All of lore.kernel.org
 help / color / mirror / Atom feed
* [PATCH net-next v4 0/2] RDS: TCP: tunable socket buffer parameters
@ 2016-03-16 18:38 Sowmini Varadhan
  2016-03-16 18:38 ` [PATCH net-next v4 1/2] RDS: TCP: Add sysctl tunables for sndbuf/rcvbuf on rds-tcp socket Sowmini Varadhan
                   ` (2 more replies)
  0 siblings, 3 replies; 4+ messages in thread
From: Sowmini Varadhan @ 2016-03-16 18:38 UTC (permalink / raw)
  To: netdev; +Cc: davem, sowmini.varadhan, santosh.shilimkar, hannes, eric.dumazet

Patch 1 uses sysctl to create tunable socket buffer size parameters.

Patch 2 removes an unuused constant.

v2: use sysctl
v3: review comments from Santosh Shilimkar, Eric Dumazet
v4: review comments from Hannes Sowa

Sowmini Varadhan (2):
  RDS: TCP: Add sysctl tunables for sndbuf/rcvbuf on rds-tcp socket
  RDS: TCP: Remove unused constant

 net/rds/tcp.c |  145 ++++++++++++++++++++++++++++++++++++++++++++++++++++----
 1 files changed, 134 insertions(+), 11 deletions(-)

^ permalink raw reply	[flat|nested] 4+ messages in thread

* [PATCH net-next v4 1/2] RDS: TCP: Add sysctl tunables for sndbuf/rcvbuf on rds-tcp socket
  2016-03-16 18:38 [PATCH net-next v4 0/2] RDS: TCP: tunable socket buffer parameters Sowmini Varadhan
@ 2016-03-16 18:38 ` Sowmini Varadhan
  2016-03-16 18:38 ` [PATCH net-next v4 2/2] RDS: TCP: Remove unused constant Sowmini Varadhan
  2016-03-19  2:26 ` [PATCH net-next v4 0/2] RDS: TCP: tunable socket buffer parameters David Miller
  2 siblings, 0 replies; 4+ messages in thread
From: Sowmini Varadhan @ 2016-03-16 18:38 UTC (permalink / raw)
  To: netdev; +Cc: davem, sowmini.varadhan, santosh.shilimkar, hannes, eric.dumazet

Add per-net sysctl tunables to set the size of sndbuf and
rcvbuf on the kernel tcp socket.

The tunables are added at /proc/sys/net/rds/tcp/rds_tcp_sndbuf
and /proc/sys/net/rds/tcp/rds_tcp_rcvbuf.

These values must be set before accept() or connect(),
and there may be an arbitrary number of existing rds-tcp
sockets when the tunable is modified.

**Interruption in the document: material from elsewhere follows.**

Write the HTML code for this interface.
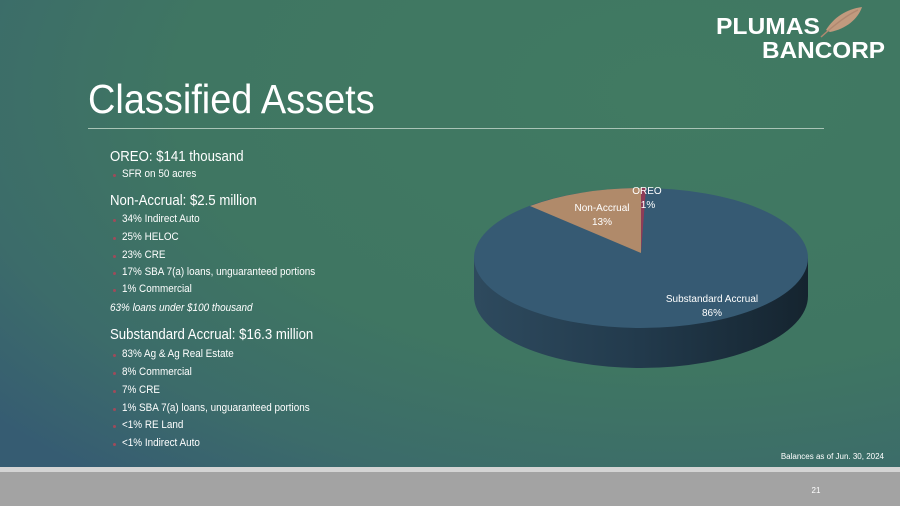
<!DOCTYPE html>
<html><head><meta charset="utf-8"><style>
body{margin:0;width:900px;height:506px;overflow:hidden;font-family:"Liberation Sans",sans-serif;}
#bg{position:absolute;left:0;top:0;width:900px;height:467px;background:radial-gradient(ellipse 900px 500px at 75% 20%,#417a62 0%,#3f7662 55%,#3c6c6a 80%,#365c72 100%);}
#strip{position:absolute;left:0;top:467px;width:900px;height:5px;background:#d4d4d4;}
#foot{position:absolute;left:0;top:472px;width:900px;height:34px;background:#a3a3a3;}
.t{position:absolute;color:#fff;white-space:nowrap;transform-origin:0 50%;}
.h{font-size:15px;transform:scaleX(0.88);}
.b{font-size:11px;transform:scaleX(0.9);left:122px;}
.d{position:absolute;left:113px;width:3px;height:3px;border-radius:50%;background:#a04a5a;}
</style></head><body>
<div id="bg"></div><div id="strip"></div><div id="foot"></div>
<div class="t" style="left:88px;top:74px;font-size:41px;transform:scaleX(0.925);line-height:50px;">Classified Assets</div>
<div style="position:absolute;left:88px;top:128px;width:736px;height:1px;background:#a9c4b6;"></div>

<div class="t h" style="left:110px;top:148px">OREO: $141 thousand</div>
<div class="d" style="top:174px"></div><div class="t b" style="top:168px">SFR on 50 acres</div>
<div class="t h" style="left:110px;top:192px">Non-Accrual: $2.5 million</div>
<div class="d" style="top:219px"></div><div class="t b" style="top:213px">34% Indirect Auto</div>
<div class="d" style="top:237px"></div><div class="t b" style="top:231px">25% HELOC</div>
<div class="d" style="top:255px"></div><div class="t b" style="top:249px">23% CRE</div>
<div class="d" style="top:272px"></div><div class="t b" style="top:266px">17% SBA 7(a) loans, unguaranteed portions</div>
<div class="d" style="top:289px"></div><div class="t b" style="top:283px">1% Commercial</div>
<div class="t" style="left:110px;top:302px;font-size:11px;font-style:italic;transform:scaleX(0.9)">63% loans under $100 thousand</div>
<div class="t h" style="left:110px;top:326px">Substandard Accrual: $16.3 million</div>
<div class="d" style="top:354px"></div><div class="t b" style="top:348px">83% Ag &amp; Ag Real Estate</div>
<div class="d" style="top:372px"></div><div class="t b" style="top:366px">8% Commercial</div>
<div class="d" style="top:390px"></div><div class="t b" style="top:384px">7% CRE</div>
<div class="d" style="top:408px"></div><div class="t b" style="top:402px">1% SBA 7(a) loans, unguaranteed portions</div>
<div class="d" style="top:425px"></div><div class="t b" style="top:419px">&lt;1% RE Land</div>
<div class="d" style="top:443px"></div><div class="t b" style="top:437px">&lt;1% Indirect Auto</div>

<svg style="position:absolute;left:0;top:0" width="900" height="506">
<defs><linearGradient id="sg" x1="0" x2="1" y1="0" y2="0">
<stop offset="0" stop-color="#2e4a5e"/><stop offset="0.5" stop-color="#223a4c"/><stop offset="1" stop-color="#15242f"/></linearGradient></defs>
<path d="M474,258 L474,296 A167,72 0 0 0 808,296 L808,258 Z" fill="url(#sg)"/>
<ellipse cx="641" cy="258" rx="167" ry="70" fill="#365a73"/>
<path d="M641,253 L641,188 A167,70 0 0 0 530,206 Z" fill="#b08a6a"/>
<path d="M641,253 L641,188 A167,70 0 0 1 646,188 Z" fill="#8e3c57"/>
<g fill="#fff" font-family="Liberation Sans,sans-serif" font-size="10" text-anchor="middle">
<text x="647" y="194">OREO</text><text x="648" y="208">1%</text>
<text x="602" y="211">Non-Accrual</text><text x="602" y="225">13%</text>
<text x="712" y="302">Substandard Accrual</text><text x="712" y="316">86%</text>
</g>
<text x="884" y="459" fill="#fff" font-family="Liberation Sans,sans-serif" font-size="8" text-anchor="end">Balances as of Jun. 30, 2024</text>
<text x="816" y="493" fill="#fff" font-family="Liberation Sans,sans-serif" font-size="8" text-anchor="middle">21</text>
<g font-family="Liberation Sans,sans-serif" font-weight="bold" fill="#fff">
<text x="716" y="34" font-size="23" textLength="104" lengthAdjust="spacingAndGlyphs">PLUMAS</text>
<text x="762" y="58" font-size="23" textLength="123" lengthAdjust="spacingAndGlyphs">BANCORP</text>
</g>
<path d="M826,30 C834,17 847,9 862,7 C858,19 846,29 830,32 Z" fill="#c19a7e"/>
<path d="M821,37 C832,27 845,16 858,10" stroke="#b08870" stroke-width="1.5" fill="none"/>
</svg>
</body></html>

To make sure that all
connections in the netns pick up the same value for the tunable,
we reset existing rds-tcp connections in the netns, so that
they can reconnect with the new parameters.

Signed-off-by: Sowmini Varadhan <sowmini.varadhan@oracle.com>
---
v2; use sysctl instead of module param. Tunabes are now per netns,
    and can be dynamically modified without restarting all namespaces.
v3: review comments from Santosh Shilimkar. Sockbuf size comments from
    Eric Dumazet
v4: review comments from Hannes Sowa

 net/rds/tcp.c |  145 +++++++++++++++++++++++++++++++++++++++++++++++++++++----
 1 files changed, 135 insertions(+), 10 deletions(-)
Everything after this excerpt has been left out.